Fla. Wildfires Force Christian Camp to Evacuate Animals, Leave Pigs

Massive wildfires in Florida and Georgia are not only forcing hundreds of people to flee homes, but also animals to evacuate a Salvation Army Camp in Florida.

Camp Keystone, a 260-acre family camp in Central Florida, began evacuating animals and pets earlier this week when the fire line was less than a mile from the camp.

State animal wranglers and Salvation Army employees worked late into the night to evacuate all the camp's livestock that included 12 horses, a pet dog, and a cat.

However, the camp caretaker Tony Bellis said that he was forced to leave behind the camp's resident pot belly pigs.

Bellis explained that although the pigs are part of the Camp Keystone family, they weigh 350 pounds each and were not transportable.

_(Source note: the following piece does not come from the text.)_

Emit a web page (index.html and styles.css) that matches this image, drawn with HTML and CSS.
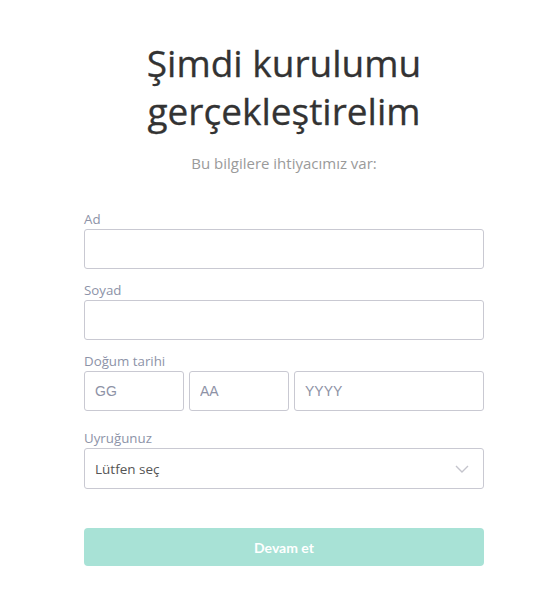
FILE: index.html
```html
<!DOCTYPE html>
<html lang="tr">
<head>
<meta charset="utf-8">
<title>Kurulum</title>
<link rel="stylesheet" href="styles.css">
</head>
<body>
<main class="page">
  <h1 class="title">Şimdi kurulumu gerçekleştirelim</h1>
  <p class="subtitle">Bu bilgilere ihtiyacımız var:</p>
  <form class="form">
    <div class="field">
      <label class="label">Ad</label>
      <input class="input" type="text">
    </div>
    <div class="field">
      <label class="label">Soyad</label>
      <input class="input" type="text">
    </div>
    <div class="field">
      <label class="label">Doğum tarihi</label>
      <div class="date-row">
        <input class="input" type="text" placeholder="GG">
        <input class="input" type="text" placeholder="AA">
        <input class="input" type="text" placeholder="YYYY">
      </div>
    </div>
    <div class="field field-select">
      <label class="label">Uyruğunuz</label>
      <div class="select">
        <span class="select-text">Lütfen seç</span>
        <svg class="chevron" width="14" height="8" viewBox="0 0 14 8"><path d="M1 1l6 6 6-6" fill="none" stroke="#c4c4cc" stroke-width="1.4"/></svg>
      </div>
    </div>
    <button class="button" type="button">Devam et</button>
  </form>
</main>
</body>
</html>
```
FILE: styles.css
```css
* { box-sizing: border-box; }
html, body { margin: 0; padding: 0; background: #fff; }
body { font-family: "Open Sans", "Noto Sans", sans-serif; }
.page {
  width: 400px;
  margin-left: 84px;
  padding-top: 39px;
}
.title {
  margin: 0;
  text-align: center;
  font-size: 37px;
  line-height: 48px;
  font-weight: 400;
  color: #333;
  padding: 0 40px;
  -webkit-text-stroke: 0.3px #333;
}
.subtitle {
  margin: 18px 0 0;
  text-align: center;
  font-size: 15px;
  line-height: 20px;
  color: #9a9a9a;
}
.form {
  margin-top: 37px;
  display: flex;
  flex-direction: column;
}
.field {
  display: flex;
  flex-direction: column;
  margin-bottom: 12px;
}
.label {
  font-size: 13.3px;
  line-height: 19px;
  color: #8d93a8;
}
.input {
  height: 40px;
  width: 100%;
  border: 1px solid #c9c9d2;
  border-radius: 3px;
  padding: 0 10px;
  font-family: "Liberation Sans", Arial, sans-serif;
  font-size: 14px;
  color: #333;
  background: #fff;
  outline: none;
}
.input::placeholder { color: #8e92a6; }
.date-row {
  display: grid;
  grid-template-columns: 100px 100px 1fr;
  gap: 5px;
}
.field-select { margin-top: 6px; }
.select {
  height: 41px;
  border: 1px solid #c9c9d2;
  border-radius: 3px;
  padding: 0 14px 0 10px;
  display: flex;
  align-items: center;
  justify-content: space-between;
}
.select-text {
  font-size: 13.5px;
  color: #555;
}
.button {
  margin-top: 27px;
  height: 38px;
  border: none;
  border-radius: 4px;
  background: #a8e2d6;
  color: #fff;
  font-family: Lato, "Open Sans", sans-serif;
  font-weight: 700;
  font-size: 14px;
}
```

"The animals got very agitated," Bellis recalled, according to Salvation Army, "and wouldn't go on the ramp."

Bellis said that he left the animals with plenty of water and they are free to roam, noting that he things hey will be fine.

According to the Salvation Army's Northeast Florida incident commander Major Alan Phillips, the fires in the area are "aggressive and intense."

The two southern states of Florida and Georgia have been battling wildfires for weeks with nearly 300 square miles burned in total, according to The Associated Press.

Most of Florida's wildfires have been started by lightening.